般若が明かしたラッパーとしての覚悟 『警視庁麻薬取締課 MOGURA』が伝える“正義”とは何か?

『警視庁麻薬取締課 MOGURA』第5話

 ハルク(眞木蔵人)からの手紙を読んで、Born-D(吉村界人)を助けることを選んだ火薬(Jin Dogg)。そこで火薬は伊弉諾翔吉(般若)と一緒に隠された大麻畑へと向かう。大麻畑のあり方は伊弉諾はもちろん、「9門」のメンバーにすら伝えていなかったが、火薬はついに明かすことを決意した。到着したのは伊弉諾の息子が通っている焼川市立白丘小学校。その隔離された体育館が大麻畑の隠し場所だった。気になるのはどうやって小学校に潜入したのかというところだが、元校長と繋がりがあったカタビラ(Mummy-D)が栽培を始めたという。
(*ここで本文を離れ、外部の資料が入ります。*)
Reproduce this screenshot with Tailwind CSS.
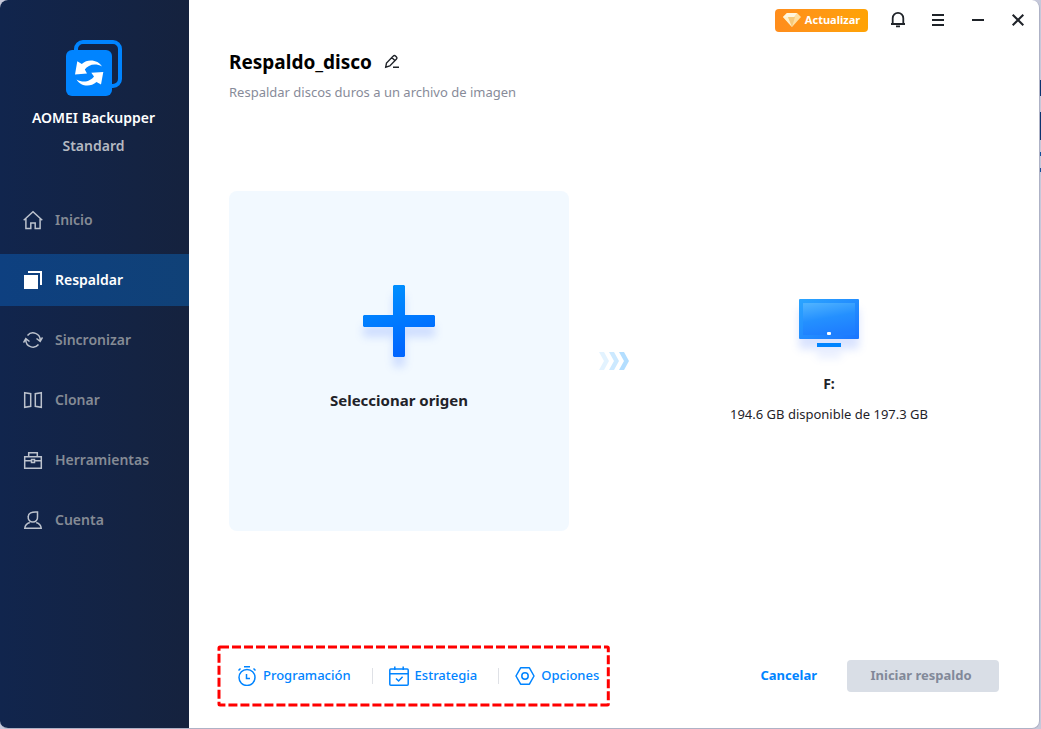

 そこにBorn-Dたちを連れてやってくる「9門」のメンバーたち。一面に広がる大麻畑に興奮するBorn-Dだが、そこで火薬は「お前のこと助けてやろうと思ってな」と伝える。しかし、これだけの大麻畑を自らの懐に収めていた火薬に対して、Born-Dの怒りは収まらない。一触即発の中、2人を止めたのは伊弉諾だった。カタビラの願いは火薬とBorn-Dにこの街のヒップホップを引っ張ってもらうこと。ただそれだけだった。伊弉諾の言うように闘うべき相手は、目の前ではなく、裏で暗躍している安堂だ。

 ここで初めて「9門」と「REDHEAD」が共通の目的のために手を組む。火薬から「REDHEAD」のメンバーである波川(葛飾心)がMOGURAであり、自分を犯人に仕立て上げようと動いていたことを伝えられ激昂するBorn-D。仲間を大切にするラッパーにとって、仲間から裏切られた事実は何よりも辛いものだ。手に持っていた銃こそ波川相手には向けなかったが、やりきれない悲しみが吉村界人の表情からも伝わってきた。

 傷つけ合って殺し合った先に何があるのか。それは果てしない孤独であると。それこそ、カタビラから火薬が伝えられたことだった。「喧嘩すんのやめねえか?」とBorn-Dに歩み寄る火薬。Born-Dからの返事はなかったが、大麻を吸い合う、その行動がBorn-Dの肯定だったように思う。

 安堂の悪事を暴くべく結託する「9門」と「REDHEAD」。だが、時を同じくして安堂から校内放送で呼び出される。大麻畑へと集まると、そこには安堂とその手下が待ち受けていた。火薬にとって、大麻畑は誇り。無情にも安堂は火薬が大切に育ててきた大麻を刈り取っていく。そこに待ったをかけたのが、伊弉諾だ。ラップを通して、自らが警察であり、MOGURAであることを明かす伊弉諾。だが、どちらが本当の悪なのかは伊弉諾が誰よりも理解していた。

 しかし、安堂は伊弉諾の息子を盾に使って、伊弉諾を脅迫する。伊弉諾は「俺はラッパーだ」と声を上げ安堂と闘う。誰かが作った正義に乗っかるのではない、自分が正しいと思ったことを信じていく。それが、伊弉諾が出した答えだった。

 安堂に銃口を向けたその時、高橋が撃った銃弾が伊弉諾の右肩に当たってしまう。どれが本当の正義なのか、何が正しい行いなのか。最終話でどう物語が終息していくのか、最後まで伊弉諾の覚悟を見届けたい。